In December and January, the country experienced the most widespread domestic
uprising since the birth of the Islamic Republic. Throughout, it has faced
spiraling economic and environmental crises that it cannot fix. None of these
events has knocked out the Islamic Republic. But there is no doubt it is down.
Now, U.S.
President Donald Trump is threatening to
attack the country. He has made it clear he has little tolerance for the
regime’s efforts to rebuild its nuclear program or the extraordinarily brutal
way it cracked down on protests. “If Iran violently kills peaceful protesters,
which is their custom, the United States of America will come to their rescue,”

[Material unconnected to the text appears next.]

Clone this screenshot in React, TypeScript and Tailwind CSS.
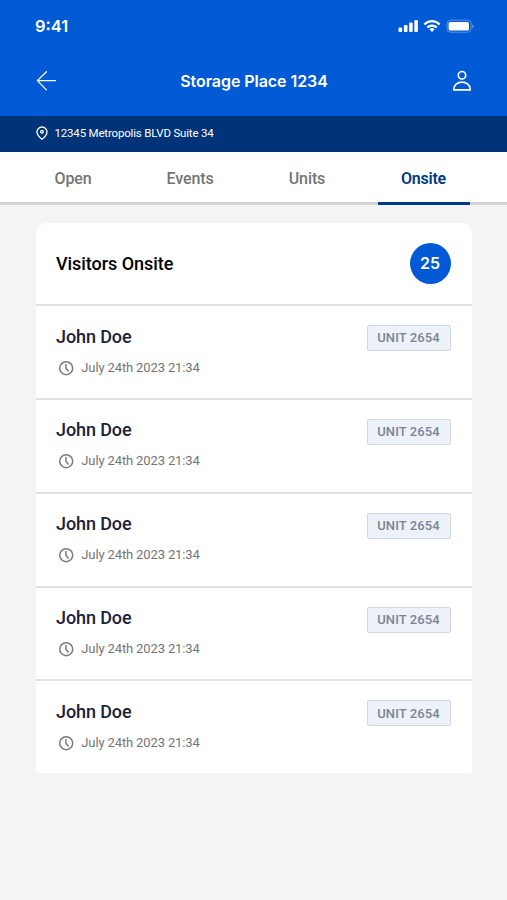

he said last month. “We are locked and loaded and ready to go.” The president
has since amassed U.S. air and naval assets in the region, and he is
considering a variety of strike options.
But that doesn’t mean
major attacks are guaranteed. In fact, thus far, the administration’s decisions
raise more questions than they answer about what Washington aims to achieve and
how. Right now, Trump is practicing gunboat diplomacy, hoping that the threat
of force will coerce the Islamic Republic into making a nuclear deal better
than the one he left in 2018. If that fails, he is mulling decapitation
operations or limited strikes in order to get the regime to bend.
It is easy to see why
the Trump administration is prioritizing diplomacy and limited strikes. The
Islamic Republic may be weak, but it is still lethal and capable of harming
U.S. forces and civilian targets throughout its region. The president,
meanwhile, has repeatedly proved reluctant to start a protracted military
campaign. But the reality is that after decades of trying and failing to change
Tehran’s behavior with sanctions, sabotage, and, more recently, one-off
strikes, the time has come to go big. The regime is simply too ideological to
be cowed by a few rounds of bombing. The Iranian people, meanwhile, have made
it more than clear that they are ready to transform their country. The United
States can and should help them by using its military power to neutralize the
Islamic Republic’s military capabilities and degrade its repressive domestic
apparatus.
Such measures could
inspire the masses of Iranians who took to the streets in December and January
to do so again. Just this week, Iran witnessed smaller-scale campus
protests, showing that animosity against the regime very much remains. If regular
protests resume, American military power could level the playing field between
the street and the state, giving the country’s demonstrators a chance to
succeed.
Underneath Protester in Iran Hold Image of Reza Pahlavi

Deal Or No Deal
The Trump
administration may have threatened Iran with major
military action. But there are reasons to think that, for now at least, it
might have other ideas. For starters, the president’s comments on Iran this
year have oscillated between threats of war and the imperative of a nuclear
agreement. “Hopefully Iran will quickly ‘Come to the Table’ and negotiate a
fair and equitable deal,” Trump wrote on Truth Social in late January. “I would
rather have a Deal than not but, if we don’t make a Deal, it will be a very bad
day for that Country,” he posted a month later. During the February 24 State of
the Union address, Trump declared that although his “preference is to solve
this problem through diplomacy,” he would “never allow the number one state
sponsor of terror … to have a nuclear weapon.”
Tehran claims the two
sides have made progress in their talks. But thus far, Iranian officials have,
expectedly, refused to give up core elements of their nuclear program, so there
is reason to think that Trump will be compelled to attack - even as the two
countries continue to negotiate indirectly. If past is prologue, he will keep
such action short and sharp. In his first term, for example, the president
ordered the assassination of Qasem Soleimani, a
prominent commander in Iran’s Islamic Revolutionary Guard Corps (IRGC), with a
drone strike in January 2020. In June 2025, he directed the use of massive
ordnance penetrator bombs against Iranian enrichment facilities. And the recent
extraction of Venezuelan president Nicolás Maduro from Caracas by U.S.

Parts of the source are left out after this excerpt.